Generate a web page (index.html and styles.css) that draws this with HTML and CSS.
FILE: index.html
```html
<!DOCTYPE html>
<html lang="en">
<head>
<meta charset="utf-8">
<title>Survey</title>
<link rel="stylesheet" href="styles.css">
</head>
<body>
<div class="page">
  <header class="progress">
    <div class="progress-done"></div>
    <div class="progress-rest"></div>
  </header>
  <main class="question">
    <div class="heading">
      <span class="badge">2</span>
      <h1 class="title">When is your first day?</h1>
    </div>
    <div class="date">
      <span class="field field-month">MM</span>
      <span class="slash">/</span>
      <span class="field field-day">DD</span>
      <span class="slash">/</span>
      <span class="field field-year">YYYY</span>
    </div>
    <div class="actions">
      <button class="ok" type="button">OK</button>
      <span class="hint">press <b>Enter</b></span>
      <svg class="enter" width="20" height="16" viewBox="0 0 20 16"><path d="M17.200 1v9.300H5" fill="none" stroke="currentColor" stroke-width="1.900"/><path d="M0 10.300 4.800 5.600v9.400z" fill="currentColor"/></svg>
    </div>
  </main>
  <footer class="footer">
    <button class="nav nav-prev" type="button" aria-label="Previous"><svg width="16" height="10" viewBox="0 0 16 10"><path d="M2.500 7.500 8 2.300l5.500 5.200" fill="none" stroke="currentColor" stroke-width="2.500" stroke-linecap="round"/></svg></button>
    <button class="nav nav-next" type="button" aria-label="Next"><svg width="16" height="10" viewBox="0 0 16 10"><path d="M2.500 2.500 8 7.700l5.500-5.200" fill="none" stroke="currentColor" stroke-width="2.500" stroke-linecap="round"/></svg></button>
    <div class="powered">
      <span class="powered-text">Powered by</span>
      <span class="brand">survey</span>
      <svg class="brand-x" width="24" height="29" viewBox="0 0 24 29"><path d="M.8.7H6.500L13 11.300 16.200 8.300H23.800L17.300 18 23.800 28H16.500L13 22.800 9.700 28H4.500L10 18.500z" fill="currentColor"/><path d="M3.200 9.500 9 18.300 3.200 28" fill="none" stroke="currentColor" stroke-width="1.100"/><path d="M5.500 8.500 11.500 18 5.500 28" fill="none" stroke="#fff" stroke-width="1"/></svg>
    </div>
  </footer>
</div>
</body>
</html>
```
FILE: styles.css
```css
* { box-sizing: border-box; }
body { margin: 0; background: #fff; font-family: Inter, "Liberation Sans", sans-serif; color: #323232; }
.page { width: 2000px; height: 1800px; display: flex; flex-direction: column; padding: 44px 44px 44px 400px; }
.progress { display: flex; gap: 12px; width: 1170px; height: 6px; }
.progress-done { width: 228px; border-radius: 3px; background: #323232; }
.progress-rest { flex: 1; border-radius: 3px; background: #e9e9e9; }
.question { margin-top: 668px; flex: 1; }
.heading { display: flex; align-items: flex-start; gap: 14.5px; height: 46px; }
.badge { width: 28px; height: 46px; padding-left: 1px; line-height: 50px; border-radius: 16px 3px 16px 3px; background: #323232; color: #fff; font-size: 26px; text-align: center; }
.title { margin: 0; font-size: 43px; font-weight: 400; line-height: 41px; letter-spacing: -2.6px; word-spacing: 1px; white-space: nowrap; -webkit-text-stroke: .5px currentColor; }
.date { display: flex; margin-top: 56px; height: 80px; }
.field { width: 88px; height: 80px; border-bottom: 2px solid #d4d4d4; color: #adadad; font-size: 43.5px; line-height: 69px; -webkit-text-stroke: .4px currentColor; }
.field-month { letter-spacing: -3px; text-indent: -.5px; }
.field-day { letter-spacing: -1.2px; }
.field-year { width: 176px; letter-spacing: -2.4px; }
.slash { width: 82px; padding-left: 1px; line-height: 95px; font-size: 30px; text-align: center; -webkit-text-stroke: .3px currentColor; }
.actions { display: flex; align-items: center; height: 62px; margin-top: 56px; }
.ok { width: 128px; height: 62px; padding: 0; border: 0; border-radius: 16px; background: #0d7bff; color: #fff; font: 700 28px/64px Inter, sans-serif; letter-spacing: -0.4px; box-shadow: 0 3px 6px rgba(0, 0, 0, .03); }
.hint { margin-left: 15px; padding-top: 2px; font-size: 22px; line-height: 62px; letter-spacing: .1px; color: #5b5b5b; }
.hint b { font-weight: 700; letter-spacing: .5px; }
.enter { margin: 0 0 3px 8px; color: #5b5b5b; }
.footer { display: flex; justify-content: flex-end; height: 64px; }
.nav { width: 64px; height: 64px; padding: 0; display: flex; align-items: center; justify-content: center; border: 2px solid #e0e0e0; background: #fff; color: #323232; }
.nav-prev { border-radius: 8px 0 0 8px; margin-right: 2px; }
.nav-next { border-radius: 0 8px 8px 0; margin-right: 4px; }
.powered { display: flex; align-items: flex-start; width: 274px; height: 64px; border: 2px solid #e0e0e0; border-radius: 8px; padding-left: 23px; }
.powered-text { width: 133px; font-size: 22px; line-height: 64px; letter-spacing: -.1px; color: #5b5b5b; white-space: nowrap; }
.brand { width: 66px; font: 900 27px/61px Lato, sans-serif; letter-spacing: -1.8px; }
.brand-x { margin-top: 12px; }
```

### REQUIREMENTS
Repeat the whole listing exactly, keeping every line intact.

### RESPONSE TO THIS TASK
Generate a web page (index.html and styles.css) that draws this with HTML and CSS.
FILE: index.html
```html
<!DOCTYPE html>
<html lang="en">
<head>
<meta charset="utf-8">
<title>Survey</title>
<link rel="stylesheet" href="styles.css">
</head>
<body>
<div class="page">
  <header class="progress">
    <div class="progress-done"></div>
    <div class="progress-rest"></div>
  </header>
  <main class="question">
    <div class="heading">
      <span class="badge">2</span>
      <h1 class="title">When is your first day?</h1>
    </div>
    <div class="date">
      <span class="field field-month">MM</span>
      <span class="slash">/</span>
      <span class="field field-day">DD</span>
      <span class="slash">/</span>
      <span class="field field-year">YYYY</span>
    </div>
    <div class="actions">
      <button class="ok" type="button">OK</button>
      <span class="hint">press <b>Enter</b></span>
      <svg class="enter" width="20" height="16" viewBox="0 0 20 16"><path d="M17.200 1v9.300H5" fill="none" stroke="currentColor" stroke-width="1.900"/><path d="M0 10.300 4.800 5.600v9.400z" fill="currentColor"/></svg>
    </div>
  </main>
  <footer class="footer">
    <button class="nav nav-prev" type="button" aria-label="Previous"><svg width="16" height="10" viewBox="0 0 16 10"><path d="M2.500 7.500 8 2.300l5.500 5.200" fill="none" stroke="currentColor" stroke-width="2.500" stroke-linecap="round"/></svg></button>
    <button class="nav nav-next" type="button" aria-label="Next"><svg width="16" height="10" viewBox="0 0 16 10"><path d="M2.500 2.500 8 7.700l5.500-5.200" fill="none" stroke="currentColor" stroke-width="2.500" stroke-linecap="round"/></svg></button>
    <div class="powered">
      <span class="powered-text">Powered by</span>
      <span class="brand">survey</span>
      <svg class="brand-x" width="24" height="29" viewBox="0 0 24 29"><path d="M.8.7H6.500L13 11.300 16.200 8.300H23.800L17.300 18 23.800 28H16.500L13 22.800 9.700 28H4.500L10 18.500z" fill="currentColor"/><path d="M3.200 9.500 9 18.300 3.200 28" fill="none" stroke="currentColor" stroke-width="1.100"/><path d="M5.500 8.500 11.500 18 5.500 28" fill="none" stroke="#fff" stroke-width="1"/></svg>
    </div>
  </footer>
</div>
</body>
</html>
```
FILE: styles.css
```css
* { box-sizing: border-box; }
body { margin: 0; background: #fff; font-family: Inter, "Liberation Sans", sans-serif; color: #323232; }
.page { width: 2000px; height: 1800px; display: flex; flex-direction: column; padding: 44px 44px 44px 400px; }
.progress { display: flex; gap: 12px; width: 1170px; height: 6px; }
.progress-done { width: 228px; border-radius: 3px; background: #323232; }
.progress-rest { flex: 1; border-radius: 3px; background: #e9e9e9; }
.question { margin-top: 668px; flex: 1; }
.heading { display: flex; align-items: flex-start; gap: 14.5px; height: 46px; }
.badge { width: 28px; height: 46px; padding-left: 1px; line-height: 50px; border-radius: 16px 3px 16px 3px; background: #323232; color: #fff; font-size: 26px; text-align: center; }
.title { margin: 0; font-size: 43px; font-weight: 400; line-height: 41px; letter-spacing: -2.6px; word-spacing: 1px; white-space: nowrap; -webkit-text-stroke: .5px currentColor; }
.date { display: flex; margin-top: 56px; height: 80px; }
.field { width: 88px; height: 80px; border-bottom: 2px solid #d4d4d4; color: #adadad; font-size: 43.5px; line-height: 69px; -webkit-text-stroke: .4px currentColor; }
.field-month { letter-spacing: -3px; text-indent: -.5px; }
.field-day { letter-spacing: -1.2px; }
.field-year { width: 176px; letter-spacing: -2.4px; }
.slash { width: 82px; padding-left: 1px; line-height: 95px; font-size: 30px; text-align: center; -webkit-text-stroke: .3px currentColor; }
.actions { display: flex; align-items: center; height: 62px; margin-top: 56px; }
.ok { width: 128px; height: 62px; padding: 0; border: 0; border-radius: 16px; background: #0d7bff; color: #fff; font: 700 28px/64px Inter, sans-serif; letter-spacing: -0.4px; box-shadow: 0 3px 6px rgba(0, 0, 0, .03); }
.hint { margin-left: 15px; padding-top: 2px; font-size: 22px; line-height: 62px; letter-spacing: .1px; color: #5b5b5b; }
.hint b { font-weight: 700; letter-spacing: .5px; }
.enter { margin: 0 0 3px 8px; color: #5b5b5b; }
.footer { display: flex; justify-content: flex-end; height: 64px; }
.nav { width: 64px; height: 64px; padding: 0; display: flex; align-items: center; justify-content: center; border: 2px solid #e0e0e0; background: #fff; color: #323232; }
.nav-prev { border-radius: 8px 0 0 8px; margin-right: 2px; }
.nav-next { border-radius: 0 8px 8px 0; margin-right: 4px; }
.powered { display: flex; align-items: flex-start; width: 274px; height: 64px; border: 2px solid #e0e0e0; border-radius: 8px; padding-left: 23px; }
.powered-text { width: 133px; font-size: 22px; line-height: 64px; letter-spacing: -.1px; color: #5b5b5b; white-space: nowrap; }
.brand { width: 66px; font: 900 27px/61px Lato, sans-serif; letter-spacing: -1.8px; }
.brand-x { margin-top: 12px; }
```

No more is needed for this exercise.